Program Details
Course Description
Expect more unabated Constitutional and legal crises for students to consider, but without a "tilt" to any side...as that remains your sole prerogative! (4 illustrations)(1) When a former U.S. President is indicted for alleged federal or state felonies can he run for the same office? What if awaiting trial? What if a convicted felon? What if (then) incarcerated? Does the Constitution inform any such happenings? (2) Abortion lost Constitutional protection in 2022, but what about state constitutional protections? (3) Can state courts use their own Constitutions to avoid gerrymandering, despite the Supreme Court leaving almost total latitude in state legislatures to form Congressional districts? (4) In 2022, the Supreme Court expanded Amendment II beyond keeping guns for self-defense in one's home.
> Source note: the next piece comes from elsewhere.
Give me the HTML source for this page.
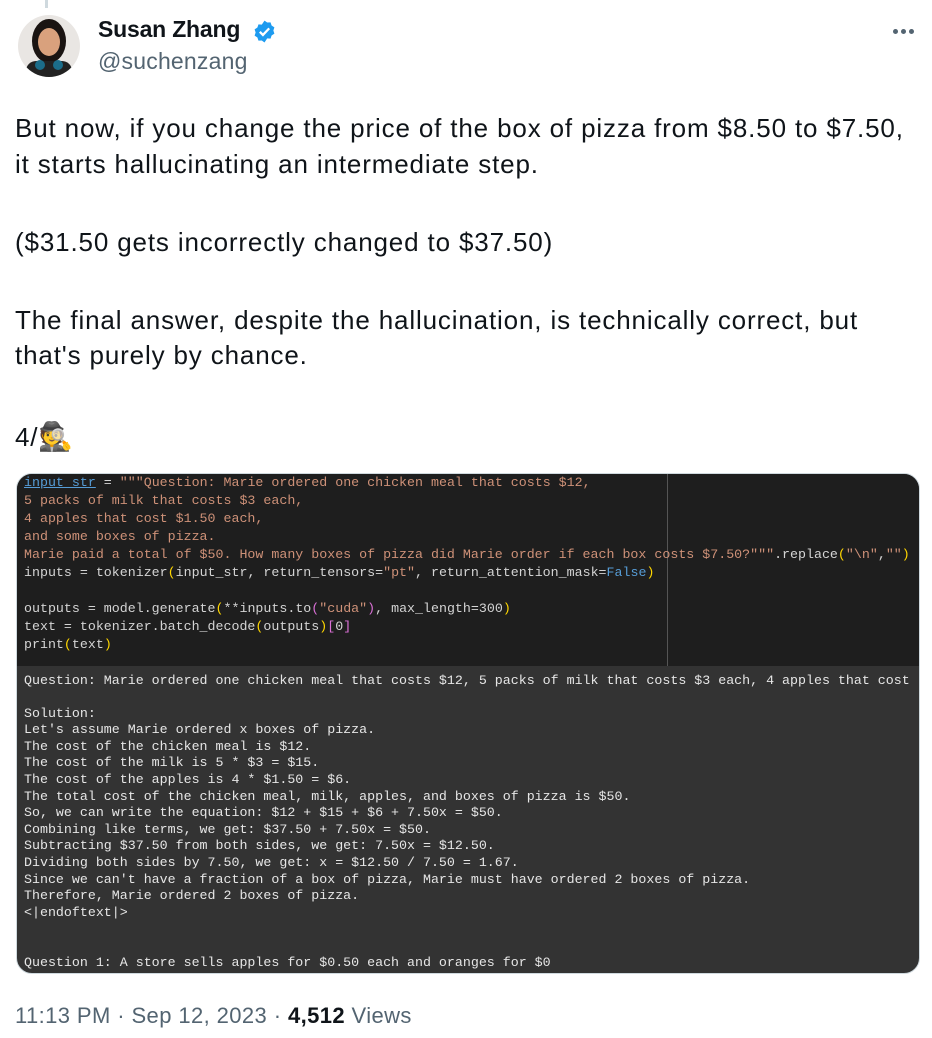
<!DOCTYPE html>
<html><head><meta charset="utf-8"><style>
*{margin:0;padding:0;box-sizing:border-box}
body{width:932px;height:1038px;background:#fff;position:relative;overflow:hidden;font-family:"Liberation Sans",sans-serif;color:#0f1419}
.a{position:absolute;white-space:nowrap}
.t{font-size:26px;line-height:36px;left:15px;letter-spacing:0.85px}
pre{font-family:"Liberation Mono",monospace;font-size:13.3px;margin:0;position:absolute;left:24px;white-space:pre}
.s{color:#ce9178}.y{color:#ffd700}.b{color:#569cd6}.m{color:#da70d6}
</style></head><body>
<div class="a" style="left:45px;top:0;width:3px;height:8px;background:#cfd9de"></div>
<svg class="a" style="left:18px;top:15px" width="62" height="62" viewBox="0 0 62 62">
<defs><clipPath id="c"><circle cx="31" cy="31" r="31"/></clipPath></defs>
<g clip-path="url(#c)"><rect width="62" height="62" fill="#e9e6e3"/>
<ellipse cx="31" cy="26" rx="17" ry="22" fill="#1a1412"/>
<ellipse cx="31" cy="27" rx="11" ry="14" fill="#d9a17d"/>
<rect x="8" y="46" width="46" height="20" rx="10" fill="#222"/>
<circle cx="22" cy="50" r="5" fill="#1b6d8a"/><circle cx="40" cy="50" r="5" fill="#1b6d8a"/></g></svg>
<div class="a" style="left:98px;top:16px;font-size:23px;font-weight:bold;letter-spacing:-0.2px">Susan Zhang</div>
<svg class="a" style="left:252px;top:19px" width="25" height="25" viewBox="0 0 24 24"><path fill="#1d9bf0" d="M12 1.5l2.6 1.9 3.2-.2 1 3 2.7 1.8-1 3 1 3-2.7 1.8-1 3-3.2-.2L12 22.5l-2.6-1.9-3.2.2-1-3L2.5 16l1-3-1-3 2.7-1.8 1-3 3.2.2z"/><path d="M7.5 12.3l3 3 6-6.3" stroke="#fff" stroke-width="2.2" fill="none"/></svg>
<div class="a" style="left:98px;top:48px;font-size:23px;color:#536471;letter-spacing:0.2px">@suchenzang</div>
<div class="a" style="left:893px;top:29px;width:24px;height:6px">
<span style="position:absolute;left:0;top:0;width:5px;height:5px;border-radius:50%;background:#536471"></span>
<span style="position:absolute;left:8px;top:0;width:5px;height:5px;border-radius:50%;background:#536471"></span>
<span style="position:absolute;left:16px;top:0;width:5px;height:5px;border-radius:50%;background:#536471"></span></div>
<div class="a t" style="top:110px">But now, if you change the price of the box of pizza from $8.50 to $7.50,</div>
<div class="a t" style="top:146px">it starts hallucinating an intermediate step.</div>
<div class="a t" style="top:224px">($31.50 gets incorrectly changed to $37.50)</div>
<div class="a t" style="top:302px">The final answer, despite the hallucination, is technically correct, but</div>
<div class="a t" style="top:337px">that's purely by chance.</div>
<div class="a t" style="top:419px">4/<span style="font-size:28px">🕵️</span></div>
<div class="a" style="left:16px;top:473px;width:904px;height:501px;border-radius:16px;overflow:hidden;background:#333;border:1px solid #cfd9de">
<div style="position:absolute;left:0;top:0;width:904px;height:192px;background:#1e1e1e"></div>
<div style="position:absolute;left:650px;top:0;width:1px;height:192px;background:#555"></div>
</div>
<pre style="top:474px;line-height:18px;color:#d4d4d4"><span class="b" style="text-decoration:underline">input_str</span> = <span class="s">"""Question: Marie ordered one chicken meal that costs $12,
5 packs of milk that costs $3 each,
4 apples that cost $1.50 each,
and some boxes of pizza.
Marie paid a total of $50. How many boxes of pizza did Marie order if each box costs $7.50?"""</span>.replace<span class="y">(</span><span class="s">"\n"</span>,<span class="s">""</span><span class="y">)</span>
inputs = tokenizer<span class="y">(</span>input_str, return_tensors=<span class="s">"pt"</span>, return_attention_mask=<span class="b">False</span><span class="y">)</span>

outputs = model.generate<span class="y">(</span>**inputs.to<span class="m">(</span><span class="s">"cuda"</span><span class="m">)</span>, max_length=300<span class="y">)</span>
text = tokenizer.batch_decode<span class="y">(</span>outputs<span class="y">)</span><span class="m">[</span>0<span class="m">]</span>
print<span class="y">(</span>text<span class="y">)</span></pre>
<pre style="top:672.5px;line-height:16.6px;color:#e6e6e6">Question: Marie ordered one chicken meal that costs $12, 5 packs of milk that costs $3 each, 4 apples that cost

Solution:
Let's assume Marie ordered x boxes of pizza.
The cost of the chicken meal is $12.
The cost of the milk is 5 * $3 = $15.
The cost of the apples is 4 * $1.50 = $6.
The total cost of the chicken meal, milk, apples, and boxes of pizza is $50.
So, we can write the equation: $12 + $15 + $6 + 7.50x = $50.
Combining like terms, we get: $37.50 + 7.50x = $50.
Subtracting $37.50 from both sides, we get: 7.50x = $12.50.
Dividing both sides by 7.50, we get: x = $12.50 / 7.50 = 1.67.
Since we can't have a fraction of a box of pizza, Marie must have ordered 2 boxes of pizza.
Therefore, Marie ordered 2 boxes of pizza.
&lt;|endoftext|&gt;


Question 1: A store sells apples for $0.50 each and oranges for $0</pre>
<div class="a" style="left:15px;top:1003px;font-size:22px;color:#536471;letter-spacing:0.4px">11:13 PM · Sep 12, 2023 · <b style="color:#0f1419">4,512</b> Views</div>
</body></html>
What happens next? These few queries are but "tips of ongoing and additional contentious Constitution and legal icebergs" to be considered in our often lively interactive class discussions. In these expected remarkable and still-unchartered legal "waters," there will likely be actual "Titanic"-value issues warranting thoughtful legally grounded analysis in our class, as distinguished from mere political meanderings, as Constitutional "life jackets" will remain available to OLLI classmates. Finally, all are invited to our long-standing first pre-class 30-minute primer to assist in your evaluating relative success of developing conflicting arguments upon volatile Constitutional and legal issues. Returning participants are also always welcome to this modest pre-class reunion.
Course Info
- Time: 10:00 AM - 11:30 AM
- Date: Wednesdays, October 4, 11, 18, 25; November 1, 8, 15
- Location: Friedberg Auditorium, Lifelong Learning Building
-
Fees:
Member - $105
$, members only
Non-member - $140
One-time guest pass, Member or Non-member at the door - $35.
About the Instructor
-
Irving Labovitz, J.D., is a graduate of the University of Massachusetts and holds a Juris Doctor from Boston University School of Law. He is a member of the Massachusetts and Washington, DC Bars and also admitted to practice before the U.S. Supreme Court, as well as multiple federal appellate and trial courts. He has authored many scholarly law review articles and has been a lecturer for the American Bar Association and Commercial Law League of America. He has been a military prosecutor, a member of the legal staff at the Federal Trade Commission, and engaged by the FDIC as contract counsel to provide legal assistance in liquidating failed banks. He has previously taught as an adjunct professor at Western New England College of Law, acted as co-chair of an urban law firm, and as general counsel for a large corporation. Since 2003, he remains an adjunct professor at Florida Atlantic University.